## Material
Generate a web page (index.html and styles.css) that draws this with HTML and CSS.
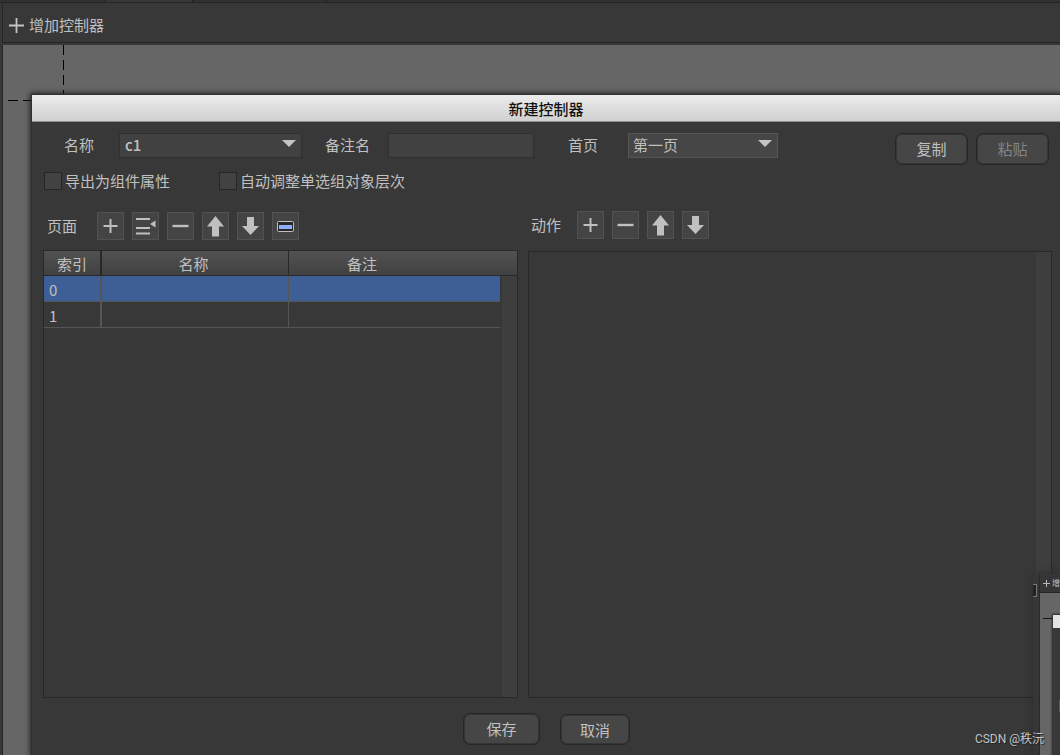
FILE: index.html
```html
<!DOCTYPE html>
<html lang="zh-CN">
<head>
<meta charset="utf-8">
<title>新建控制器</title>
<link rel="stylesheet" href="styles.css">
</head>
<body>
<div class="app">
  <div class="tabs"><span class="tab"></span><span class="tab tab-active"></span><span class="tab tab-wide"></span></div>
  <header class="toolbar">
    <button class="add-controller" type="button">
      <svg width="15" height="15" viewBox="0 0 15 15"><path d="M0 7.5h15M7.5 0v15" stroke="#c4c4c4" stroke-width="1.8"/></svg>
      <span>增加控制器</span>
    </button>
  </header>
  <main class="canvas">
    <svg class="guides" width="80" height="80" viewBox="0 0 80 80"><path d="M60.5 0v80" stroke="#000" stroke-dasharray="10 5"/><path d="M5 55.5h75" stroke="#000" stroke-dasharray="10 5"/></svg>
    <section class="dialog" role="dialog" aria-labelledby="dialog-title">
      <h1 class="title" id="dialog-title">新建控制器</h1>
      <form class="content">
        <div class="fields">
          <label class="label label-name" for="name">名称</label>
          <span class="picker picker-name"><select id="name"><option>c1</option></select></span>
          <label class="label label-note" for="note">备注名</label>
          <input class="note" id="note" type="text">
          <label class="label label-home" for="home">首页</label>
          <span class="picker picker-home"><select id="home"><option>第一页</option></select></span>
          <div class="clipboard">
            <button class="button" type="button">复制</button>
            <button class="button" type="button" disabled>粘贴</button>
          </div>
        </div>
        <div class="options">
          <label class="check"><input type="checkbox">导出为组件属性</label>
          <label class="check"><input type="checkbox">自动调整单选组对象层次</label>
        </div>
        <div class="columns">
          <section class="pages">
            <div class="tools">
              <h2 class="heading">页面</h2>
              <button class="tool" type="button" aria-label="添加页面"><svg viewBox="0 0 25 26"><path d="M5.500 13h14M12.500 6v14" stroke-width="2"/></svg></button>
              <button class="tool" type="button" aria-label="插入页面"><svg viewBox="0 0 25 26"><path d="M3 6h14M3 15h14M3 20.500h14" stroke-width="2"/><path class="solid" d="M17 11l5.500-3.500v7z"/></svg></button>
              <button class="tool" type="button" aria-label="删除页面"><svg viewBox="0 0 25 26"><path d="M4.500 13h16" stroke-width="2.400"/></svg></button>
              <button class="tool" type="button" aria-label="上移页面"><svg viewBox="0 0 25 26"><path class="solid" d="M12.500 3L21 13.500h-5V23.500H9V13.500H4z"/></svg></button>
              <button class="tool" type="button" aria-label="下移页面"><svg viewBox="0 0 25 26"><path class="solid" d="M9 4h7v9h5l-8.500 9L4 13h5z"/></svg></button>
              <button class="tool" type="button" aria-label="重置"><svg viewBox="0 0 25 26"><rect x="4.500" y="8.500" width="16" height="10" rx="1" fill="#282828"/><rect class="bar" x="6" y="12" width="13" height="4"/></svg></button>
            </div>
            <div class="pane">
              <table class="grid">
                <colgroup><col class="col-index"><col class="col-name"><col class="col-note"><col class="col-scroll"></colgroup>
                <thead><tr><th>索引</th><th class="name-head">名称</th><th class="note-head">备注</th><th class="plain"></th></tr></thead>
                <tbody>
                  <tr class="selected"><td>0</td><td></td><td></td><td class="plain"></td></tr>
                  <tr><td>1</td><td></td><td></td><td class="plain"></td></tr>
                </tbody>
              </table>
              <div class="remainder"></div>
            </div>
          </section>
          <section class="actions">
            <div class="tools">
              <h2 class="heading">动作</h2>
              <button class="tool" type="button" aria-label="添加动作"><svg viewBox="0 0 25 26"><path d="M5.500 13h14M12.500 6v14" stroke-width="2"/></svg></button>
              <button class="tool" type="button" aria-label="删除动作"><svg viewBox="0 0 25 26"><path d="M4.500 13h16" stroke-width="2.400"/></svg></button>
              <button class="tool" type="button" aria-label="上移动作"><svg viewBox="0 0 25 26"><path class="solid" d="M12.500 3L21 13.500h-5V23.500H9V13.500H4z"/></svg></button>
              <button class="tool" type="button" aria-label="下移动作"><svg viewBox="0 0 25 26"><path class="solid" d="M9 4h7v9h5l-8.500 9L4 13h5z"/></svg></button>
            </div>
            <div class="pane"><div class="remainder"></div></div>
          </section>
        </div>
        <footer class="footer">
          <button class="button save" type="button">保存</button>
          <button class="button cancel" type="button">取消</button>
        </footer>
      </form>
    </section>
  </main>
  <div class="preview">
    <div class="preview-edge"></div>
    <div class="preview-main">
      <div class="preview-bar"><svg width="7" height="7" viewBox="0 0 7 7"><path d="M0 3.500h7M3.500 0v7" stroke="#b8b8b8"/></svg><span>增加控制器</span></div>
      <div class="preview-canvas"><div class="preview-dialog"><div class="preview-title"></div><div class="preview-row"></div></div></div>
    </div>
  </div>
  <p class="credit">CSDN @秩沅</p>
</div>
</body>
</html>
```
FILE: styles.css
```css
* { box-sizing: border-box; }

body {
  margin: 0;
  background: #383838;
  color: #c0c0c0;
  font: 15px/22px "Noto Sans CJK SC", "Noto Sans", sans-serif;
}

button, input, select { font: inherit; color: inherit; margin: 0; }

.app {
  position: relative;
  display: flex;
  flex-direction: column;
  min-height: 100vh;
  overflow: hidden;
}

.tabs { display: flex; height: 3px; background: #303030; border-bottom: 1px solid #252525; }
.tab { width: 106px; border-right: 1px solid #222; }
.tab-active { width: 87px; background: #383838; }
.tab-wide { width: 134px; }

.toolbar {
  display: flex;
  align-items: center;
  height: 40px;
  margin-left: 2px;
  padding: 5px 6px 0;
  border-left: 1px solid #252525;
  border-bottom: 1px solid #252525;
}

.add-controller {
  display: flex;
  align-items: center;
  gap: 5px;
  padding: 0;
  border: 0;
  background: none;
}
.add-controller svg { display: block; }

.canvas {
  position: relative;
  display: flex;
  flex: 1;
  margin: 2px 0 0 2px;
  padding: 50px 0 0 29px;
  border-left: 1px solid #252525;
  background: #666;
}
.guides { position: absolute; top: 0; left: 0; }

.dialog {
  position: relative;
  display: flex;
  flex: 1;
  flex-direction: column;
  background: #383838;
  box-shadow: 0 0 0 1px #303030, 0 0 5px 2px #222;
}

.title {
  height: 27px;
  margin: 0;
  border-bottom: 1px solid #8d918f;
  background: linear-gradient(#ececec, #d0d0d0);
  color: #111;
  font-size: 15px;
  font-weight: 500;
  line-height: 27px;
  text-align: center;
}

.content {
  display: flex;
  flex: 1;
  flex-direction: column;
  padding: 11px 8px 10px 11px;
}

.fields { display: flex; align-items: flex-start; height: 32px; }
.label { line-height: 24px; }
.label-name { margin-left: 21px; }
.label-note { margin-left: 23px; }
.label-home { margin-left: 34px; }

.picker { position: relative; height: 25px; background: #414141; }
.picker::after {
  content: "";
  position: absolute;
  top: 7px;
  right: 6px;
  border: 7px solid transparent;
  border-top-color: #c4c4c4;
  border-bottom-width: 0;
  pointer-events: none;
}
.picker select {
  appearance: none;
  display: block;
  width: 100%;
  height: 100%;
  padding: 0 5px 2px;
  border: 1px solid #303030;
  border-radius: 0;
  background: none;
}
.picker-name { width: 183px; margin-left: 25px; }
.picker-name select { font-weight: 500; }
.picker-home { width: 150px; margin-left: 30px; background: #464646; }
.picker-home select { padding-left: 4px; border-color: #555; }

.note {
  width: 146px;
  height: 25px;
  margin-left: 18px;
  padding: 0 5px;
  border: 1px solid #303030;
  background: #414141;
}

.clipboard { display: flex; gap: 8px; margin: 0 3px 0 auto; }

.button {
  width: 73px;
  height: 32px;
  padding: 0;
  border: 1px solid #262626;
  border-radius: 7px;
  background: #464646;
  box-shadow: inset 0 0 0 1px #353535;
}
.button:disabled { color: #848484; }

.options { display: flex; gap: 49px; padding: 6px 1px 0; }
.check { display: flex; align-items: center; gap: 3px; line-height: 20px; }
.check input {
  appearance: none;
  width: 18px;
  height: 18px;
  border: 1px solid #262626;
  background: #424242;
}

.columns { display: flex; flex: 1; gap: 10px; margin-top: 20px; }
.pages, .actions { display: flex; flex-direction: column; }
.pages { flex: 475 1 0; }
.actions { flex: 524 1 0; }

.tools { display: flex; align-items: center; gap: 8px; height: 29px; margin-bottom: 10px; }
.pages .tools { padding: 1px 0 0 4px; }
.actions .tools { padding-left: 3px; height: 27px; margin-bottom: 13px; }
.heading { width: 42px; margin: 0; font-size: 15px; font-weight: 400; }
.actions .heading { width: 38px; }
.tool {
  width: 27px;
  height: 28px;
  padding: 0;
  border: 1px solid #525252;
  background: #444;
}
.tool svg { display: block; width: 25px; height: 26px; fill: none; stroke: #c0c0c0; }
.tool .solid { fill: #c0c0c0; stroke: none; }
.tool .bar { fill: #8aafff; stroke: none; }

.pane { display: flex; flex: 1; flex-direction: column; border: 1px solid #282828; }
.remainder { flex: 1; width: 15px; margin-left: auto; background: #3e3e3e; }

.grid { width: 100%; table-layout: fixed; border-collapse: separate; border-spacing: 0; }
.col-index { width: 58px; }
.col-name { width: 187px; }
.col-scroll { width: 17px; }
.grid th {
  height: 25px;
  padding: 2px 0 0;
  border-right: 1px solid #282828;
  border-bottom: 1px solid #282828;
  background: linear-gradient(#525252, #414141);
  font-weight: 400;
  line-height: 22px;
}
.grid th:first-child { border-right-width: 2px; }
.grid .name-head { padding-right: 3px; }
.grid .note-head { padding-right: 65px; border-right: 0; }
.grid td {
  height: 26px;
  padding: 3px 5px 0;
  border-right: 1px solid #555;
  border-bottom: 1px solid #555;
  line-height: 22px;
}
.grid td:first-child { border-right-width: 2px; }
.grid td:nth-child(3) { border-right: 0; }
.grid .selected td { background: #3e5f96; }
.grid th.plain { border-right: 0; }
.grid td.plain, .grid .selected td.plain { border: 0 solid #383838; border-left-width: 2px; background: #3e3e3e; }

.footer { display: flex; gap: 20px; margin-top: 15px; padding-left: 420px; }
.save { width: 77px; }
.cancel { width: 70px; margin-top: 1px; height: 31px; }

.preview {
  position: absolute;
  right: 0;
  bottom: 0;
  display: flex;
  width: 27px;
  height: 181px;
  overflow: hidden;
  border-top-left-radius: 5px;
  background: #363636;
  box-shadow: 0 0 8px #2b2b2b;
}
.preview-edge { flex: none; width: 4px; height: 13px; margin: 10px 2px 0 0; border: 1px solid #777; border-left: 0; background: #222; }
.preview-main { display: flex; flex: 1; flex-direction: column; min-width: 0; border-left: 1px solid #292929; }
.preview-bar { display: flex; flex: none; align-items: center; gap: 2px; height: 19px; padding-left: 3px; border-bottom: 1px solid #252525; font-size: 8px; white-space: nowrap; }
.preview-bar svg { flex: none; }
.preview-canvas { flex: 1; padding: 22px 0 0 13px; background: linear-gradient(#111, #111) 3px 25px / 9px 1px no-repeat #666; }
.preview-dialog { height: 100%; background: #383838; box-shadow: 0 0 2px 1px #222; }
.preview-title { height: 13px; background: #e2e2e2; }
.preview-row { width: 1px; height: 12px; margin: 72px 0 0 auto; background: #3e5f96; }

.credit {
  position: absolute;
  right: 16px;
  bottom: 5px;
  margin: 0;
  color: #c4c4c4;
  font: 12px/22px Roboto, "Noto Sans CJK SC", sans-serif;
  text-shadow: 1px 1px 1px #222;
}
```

## Task to complete
Identify and extract each line of the listing that contains "index".

## Response to this task
Generate a web page (index.html and styles.css) that draws this with HTML and CSS.
FILE: index.html
                <colgroup><col class="col-index"><col class="col-name"><col class="col-note"><col class="col-scroll"></colgroup>
.col-index { width: 58px; }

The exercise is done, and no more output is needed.